However, the limited memory size causes the network to perform computing-in-memory operations in batches during the process, thereby generating multiple partial sums. When quantizing partial sums to simulate the analog-to-digital conversion (ADC) operation, the ADC input value often does not match the ADC quantization range, causing the ADC to be unable to effectively use its resolution range.
Since the wordline (WL) of the computing-in-memory (CIM) operation is affected by the size of the memory, a convolution operation needs to be split into several CIM operations to generate several partial sums.
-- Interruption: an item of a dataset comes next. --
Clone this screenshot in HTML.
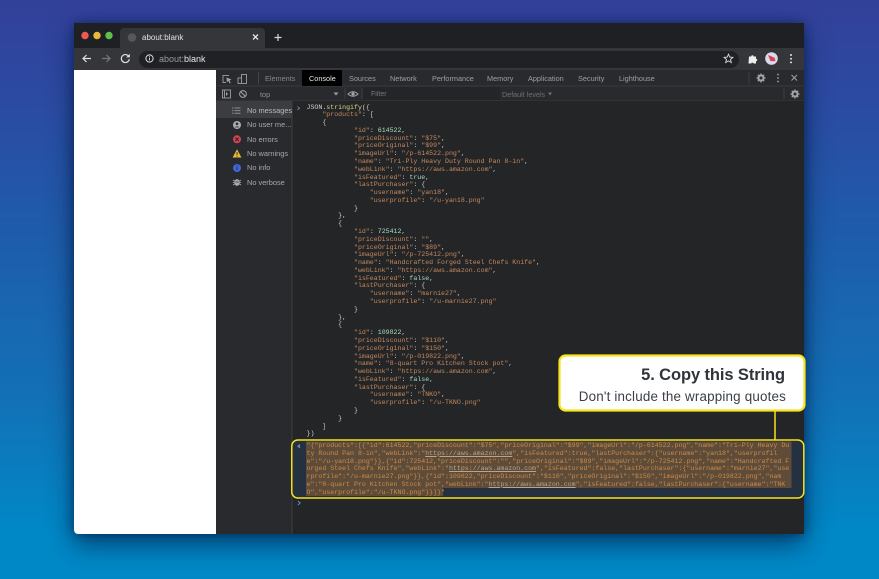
<!DOCTYPE html>
<html><head><meta charset="utf-8">
<style>
html,body{margin:0;padding:0;width:879px;height:579px;overflow:hidden}
body{position:relative;background:linear-gradient(180deg,#33409a 0%,#2b4ba2 18%,#1e5cab 40%,#1370b6 68%,#0088c6 92%,#0088c6 100%);font-family:"Liberation Sans",sans-serif}
.a{position:absolute;white-space:pre;filter:blur(.3px)}
#win{position:absolute;left:74px;top:23px;width:730px;height:511px;background:#292a2d;border-radius:4px;overflow:hidden;box-shadow:0 10px 26px rgba(0,25,65,.65),0 0 10px rgba(0,20,60,.45)}
.t{font-size:7.3px;color:#9aa0a6;top:72.5px;line-height:12px}
.s{font-size:7.4px;color:#a6a8ab;left:247px;line-height:10px}
pre{margin:0;position:absolute;font-family:"Liberation Mono",monospace;font-size:6.6px;line-height:7.78px;white-space:pre;color:#cfcfcf;filter:blur(.35px)}
.k{color:#c4895e}.n{color:#a7dcc0}.f{color:#dcd28c}
u{text-decoration:underline;color:#b8a48f}
</style></head><body>
<div id="win"></div>
<svg class="a" style="left:0;top:0" width="879" height="579">
<!-- chrome -->
<rect x="74" y="23" width="730" height="25" fill="#1f2023"/>
<path d="M120 48V32a4 4 0 0 1 4-4h137a4 4 0 0 1 4 4v16z" fill="#35363a"/>
<rect x="74" y="48" width="730" height="22" fill="#35363a"/>
<rect x="139" y="51" width="600" height="17" rx="8.5" fill="#202124"/>
<circle cx="85" cy="35.5" r="3.7" fill="#ee5a52"/><circle cx="97" cy="35.5" r="3.7" fill="#e8b93c"/><circle cx="109" cy="35.5" r="3.7" fill="#5cc04a"/>
<circle cx="132" cy="37.5" r="4.3" fill="#55575b"/>
<path d="M253 34.5l5 5m0-5l-5 5" stroke="#e4e5e7" stroke-width="1.3"/>
<path d="M278 34v7m-3.5-3.5h7" stroke="#d5d6d8" stroke-width="1.2"/>
<path d="M91 58.5h-8m3.5-3.5l-3.5 3.5 3.5 3.5" stroke="#dfe1e4" stroke-width="1.2" fill="none"/>
<path d="M102 58.5h8m-3.5-3.5l3.5 3.5-3.5 3.5" stroke="#77797d" stroke-width="1.2" fill="none"/>
<path d="M128.6 56.2a4 4 0 1 0 .7 3" stroke="#dfe1e4" stroke-width="1.2" fill="none"/><path d="M129.8 53.8v3.6h-3.6z" fill="#dfe1e4"/>
<circle cx="149.5" cy="58.5" r="3.6" stroke="#e0e1e3" stroke-width="1" fill="none"/><path d="M149.5 57.8v2.6M149.5 56.2v.9" stroke="#e0e1e3" stroke-width=".9"/>
<path d="M728.5 54.2l1.3 2.9 3.1.3-2.4 2.1.8 3.1-2.8-1.7-2.8 1.7.8-3.1-2.4-2.1 3.1-.3z" stroke="#dadbdd" stroke-width=".9" fill="none"/>
<path d="M749 56.5h2.2a1.2 1.2 0 0 1 2.4 0h2.4v2.3a1.2 1.2 0 0 1 0 2.4v2.3h-2.5a1.2 1.2 0 0 0-2.3 0h-2.7z" fill="#eceded"/>
<circle cx="771.5" cy="58.5" r="6.3" fill="#d7d9ee"/><path d="M768 55l6.5 2.6 1 3.5h-5z" fill="#d8434c"/>
<circle cx="791" cy="55" r="1" fill="#dfe0e2"/><circle cx="791" cy="58.7" r="1" fill="#dfe0e2"/><circle cx="791" cy="62.4" r="1" fill="#dfe0e2"/>
<!-- page -->
<path d="M74 70h142v464H78a4 4 0 0 1-4-4z" fill="#fff"/>
<!-- devtools -->
<rect x="216" y="70" width="588" height="464" fill="#292a2d"/>
<rect x="216" y="85.5" width="588" height="1" fill="#3a3b3e"/>
<rect x="216" y="100.5" width="588" height="1" fill="#3a3b3e"/>
<rect x="302" y="70" width="40" height="16" fill="#000"/>
<path d="M258.5 72v12" stroke="#444548"/>
<path d="M345 88v11" stroke="#3e3f42"/><path d="M362 88v11" stroke="#3e3f42"/><path d="M749 72v12M784 88v11" stroke="#3e3f42"/>
<rect x="363" y="87" width="137" height="13" fill="#242528"/>
<rect x="216" y="101" width="76" height="17" fill="#3c3d40"/>
<rect x="292" y="101" width="512" height="433" fill="#242527"/>
<path d="M292 101v433" stroke="#3d3e41"/>
<!-- dt icons -->
<path d="M229 75.5h-6v7h3" stroke="#8f9296" fill="none"/><path d="M226.5 77.5l5 2-2 1 1.2 2.5-1 .5-1.2-2.5-1.6 1.3z" fill="#a0a3a7"/>
<rect x="241.5" y="74.5" width="5" height="9" stroke="#8f9296" fill="none"/><rect x="238" y="78" width="3.5" height="5.5" stroke="#8f9296" fill="none"/>
<rect x="222.5" y="90" width="8" height="8" stroke="#8f9296" fill="none"/><path d="M226 92v4l2-2z" fill="#a0a3a7"/><path d="M224.5 90v8" stroke="#8f9296"/>
<circle cx="243" cy="94" r="3.4" stroke="#a0a3a7" stroke-width="1" fill="none"/><path d="M240.6 91.6l4.8 4.8" stroke="#a0a3a7"/>
<path d="M333.5 92.5h5l-2.5 3z" fill="#9b9da1"/>
<path d="M348 94q5-4.5 10 0q-5 4.5-10 0z" stroke="#a5a7ab" fill="none"/><circle cx="353" cy="94" r="1.6" fill="#a5a7ab"/>
<path d="M548 92.5h4l-2 3z" fill="#6e7074"/>
<g fill="#a0a3a7"><circle cx="761" cy="78" r="3.6"/><circle cx="795" cy="94" r="3.6"/></g>
<g stroke="#a0a3a7" stroke-width="1.3"><path d="M761 73.5v9M756.5 78h9M757.8 74.8l6.4 6.4M764.2 74.8l-6.4 6.4M795 89.5v9M790.5 94h9M791.8 90.8l6.4 6.4M798.2 90.8l-6.4 6.4"/></g>
<circle cx="761" cy="78" r="1.5" fill="#292a2d"/><circle cx="795" cy="94" r="1.5" fill="#292a2d"/>
<g fill="#a0a3a7"><circle cx="778" cy="74.5" r=".9"/><circle cx="778" cy="78" r=".9"/><circle cx="778" cy="81.5" r=".9"/></g>
<path d="M791.5 75l5.5 5.5m0-5.5l-5.5 5.5" stroke="#a0a3a7" stroke-width="1"/>
<!-- sidebar icons -->
<path d="M232 108h1.5m1 0h6M232 110.6h1.5m1 0h6M232 113.2h1.5m1 0h6" stroke="#8c8e92"/>
<circle cx="237" cy="125" r="4" fill="#a9abae"/><circle cx="237" cy="123.8" r="1.3" fill="#292a2d"/><path d="M234.7 127.4a2.6 2 0 0 1 4.6 0z" fill="#292a2d"/>
<circle cx="237" cy="139.3" r="4" fill="#d8414e"/><path d="M235.3 137.6l3.4 3.4m0-3.4l-3.4 3.4" stroke="#292a2d" stroke-width="1"/>
<path d="M237 149.3l4.4 8.2h-8.8z" fill="#e8b93c"/><path d="M237 152v3m0 .8v.9" stroke="#292a2d" stroke-width=".9"/>
<circle cx="237" cy="168" r="4" fill="#3f68d6"/><path d="M237 167v3.2M237 165.3v1" stroke="#1f2a55" stroke-width=".9"/>
<ellipse cx="237" cy="182.5" rx="2.6" ry="3.4" fill="#a9abae"/><path d="M233 180l8 5M233 185l8-5M232.8 182.5h8.4" stroke="#a9abae" stroke-width=".8"/><path d="M235.5 182h3" stroke="#292a2d" stroke-width=".8"/>
<path d="M297.5 106.5l2 1.7-2 1.7" stroke="#9a9c9f" stroke-width=".7" fill="none"/>
<!-- result row -->
<rect x="293" y="441" width="510" height="57" fill="#253040"/>
<path d="M306 441.5h485.500V488H443v8H306z" fill="#5f4c38"/>
<path d="M300 444.5l-2.2 1.7 2.2 1.700" stroke="#8a9bd0" stroke-width=".8" fill="none"/>
<circle cx="299.500" cy="446.200" r=".6" fill="#8a9bd0"/>
<path d="M298 501l2.200 2-2.200 2" stroke="#5f8fe0" stroke-width=".9" fill="none"/>
<!-- annotation -->
<rect x="291.800" y="440" width="512" height="58" rx="6" fill="none" stroke="#f7e41c" stroke-width="1.500"/>
<path d="M775 410v30" stroke="#f7e41c" stroke-width="1.500"/>
<rect x="559.500" y="355.500" width="245" height="55" rx="6" fill="#fff" stroke="#f7e41c" stroke-width="2.200"/>
</svg>

<div class="a" style="left:142px;top:32px;font-size:8px;line-height:11px;color:#dfe0e2">about:blank</div>
<div class="a" style="left:159px;top:53.500px;font-size:9px;line-height:11px;color:#97999d">about:<span style="color:#e6e7e9">blank</span></div>

<div class="a t" style="left:265px;color:#85878b">Elements</div>
<div class="a t" style="left:309px;color:#e3e4e6">Console</div>
<div class="a t" style="left:349px">Sources</div>
<div class="a t" style="left:390px">Network</div>
<div class="a t" style="left:432px">Performance</div>
<div class="a t" style="left:487px">Memory</div>
<div class="a t" style="left:528px">Application</div>
<div class="a t" style="left:578px">Security</div>
<div class="a t" style="left:619px">Lighthouse</div>
<div class="a" style="left:260px;top:88.500px;font-size:7.300px;line-height:11px;color:#8e9094">top</div>
<div class="a" style="left:371px;top:89px;font-size:7px;line-height:11px;color:#77797d">Filter</div>
<div class="a" style="left:502px;top:89px;font-size:7.200px;line-height:11px;color:#6e7074">Default levels</div>

<div class="a s" style="top:105.500px;color:#b8babd">No messages</div>
<div class="a s" style="top:120px">No user me...</div>
<div class="a s" style="top:134.500px">No errors</div>
<div class="a s" style="top:148.500px">No warnings</div>
<div class="a s" style="top:163px">No info</div>
<div class="a s" style="top:177.500px">No verbose</div>

<pre style="left:306.500px;top:103.500px">JSON.<span class="f">stringify</span>({
    <span class="k">"products"</span>: [
    {
            <span class="k">"id"</span>: <span class="n">614522</span>,
            <span class="k">"priceDiscount"</span>: <span class="k">"$75"</span>,
            <span class="k">"priceOriginal"</span>: <span class="k">"$99"</span>,
            <span class="k">"imageUrl"</span>: <span class="k">"/p-614522.png"</span>,
            <span class="k">"name"</span>: <span class="k">"Tri-Ply Heavy Duty Round Pan 8-in"</span>,
            <span class="k">"webLink"</span>: <span class="k">"https://aws.amazon.com"</span>,
            <span class="k">"isFeatured"</span>: <span class="n">true</span>,
            <span class="k">"lastPurchaser"</span>: {
                <span class="k">"username"</span>: <span class="k">"yan18"</span>,
                <span class="k">"userprofile"</span>: <span class="k">"/u-yan18.png"</span>
            }
        },
        {
            <span class="k">"id"</span>: <span class="n">725412</span>,
            <span class="k">"priceDiscount"</span>: <span class="k">""</span>,
            <span class="k">"priceOriginal"</span>: <span class="k">"$89"</span>,
            <span class="k">"imageUrl"</span>: <span class="k">"/p-725412.png"</span>,
            <span class="k">"name"</span>: <span class="k">"Handcrafted Forged Steel Chefs Knife"</span>,
            <span class="k">"webLink"</span>: <span class="k">"https://aws.amazon.com"</span>,
            <span class="k">"isFeatured"</span>: <span class="n">false</span>,
            <span class="k">"lastPurchaser"</span>: {
                <span class="k">"username"</span>: <span class="k">"marnie27"</span>,
                <span class="k">"userprofile"</span>: <span class="k">"/u-marnie27.png"</span>
            }
        },
        {
            <span class="k">"id"</span>: <span class="n">109822</span>,
            <span class="k">"priceDiscount"</span>: <span class="k">"$110"</span>,
            <span class="k">"priceOriginal"</span>: <span class="k">"$150"</span>,
            <span class="k">"imageUrl"</span>: <span class="k">"/p-019822.png"</span>,
            <span class="k">"name"</span>: <span class="k">"8-quart Pro Kitchen Stock pot"</span>,
            <span class="k">"webLink"</span>: <span class="k">"https://aws.amazon.com"</span>,
            <span class="k">"isFeatured"</span>: <span class="n">false</span>,
            <span class="k">"lastPurchaser"</span>: {
                <span class="k">"username"</span>: <span class="k">"TNKO"</span>,
                <span class="k">"userprofile"</span>: <span class="k">"/u-TKNO.png"</span>
            }
        }
    ]
})</pre>

<pre style="left:306.500px;top:442px;line-height:7.760px;color:#c98a50">"{"products":[{"id":614522,"priceDiscount":"$75","priceOriginal":"$99","imageUrl":"/p-614522.png","name":"Tri-Ply Heavy Du
ty Round Pan 8-in","webLink":"<u>https://aws.amazon.com</u>","isFeatured":true,"lastPurchaser":{"username":"yan18","userprofil
e":"/u-yan18.png"}},{"id":725412,"priceDiscount":"","priceOriginal":"$89","imageUrl":"/p-725412.png","name":"Handcrafted F
orged Steel Chefs Knife","webLink":"<u>https://aws.amazon.com</u>","isFeatured":false,"lastPurchaser":{"username":"marnie27","use
rprofile":"/u-marnie27.png"}},{"id":109822,"priceDiscount":"$110","priceOriginal":"$150","imageUrl":"/p-019822.png","nam
e":"8-quart Pro Kitchen Stock pot","webLink":"<u>https://aws.amazon.com</u>","isFeatured":false,"lastPurchaser":{"username":"TNK
O","userprofile":"/u-TKNO.png"}}]}"</pre>

<div class="a" style="right:94px;top:365px;font-size:16.500px;line-height:20px;font-weight:bold;letter-spacing:-.1px;color:#2f353b">5. Copy this String</div>
<div class="a" style="right:93px;top:387.500px;font-size:13.400px;line-height:17px;letter-spacing:.18px;color:#3a4046">Don't include the wrapping quotes</div>
</body></html>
However, the error amount of partial sums read out via the ADC is greatly affected by the quantization range and bit number of the ADC itself.
The conventional techniques for partial sum quantification are mainly divided into two types: one is to design the corresponding ADC according to the partial sum statistics, and the other is to automatically adjust the partial sum size to match the ADC of fixed specifications. The latter is more flexible, and can match different partial sum distributions at the same time.
The method used by the latter is to convert the quantization step size or quantization range of the ADC into learnable parameters, and train them together with the model weight parameters. After the training is completed, each bit line (BL) of the CIM will correspond to a specific amplification factor, and the voltage accumulated by the BL can cause the partial sum to be amplified to the quantization range of the ADC through an additional amplifier. In this way, even if the partial sum does not match the quantization range of the ADC, it can be dynamically adjusted by the amplifier.
Another method is to adjust the reference voltage of the ADC to achieve the effect of dynamically adjusting the quantization range of the ADC. However, the above method will require additional amplifiers, or need to change the ADC reference voltage to achieve the effect.
Other approaches seek to create a universal CIM hardware unit by automatically scaling partial sums. One of the approaches uses the truncation threshold of the partial sums as a learnable parameter. The other two approaches refer to the learnable quantization step size, and apply this method to the quantization process of the partial sums. However, there are some differences among the three approaches when dealing with the implementation of the quantization steps of the partial sums in the computing-in-memory. One method is to achieve the effect of amplifying the partial sums through an analog amplifier at the end of the bit line. The other method is to adjust the resolution range of the ADC by adjusting the reference voltage of the ADC.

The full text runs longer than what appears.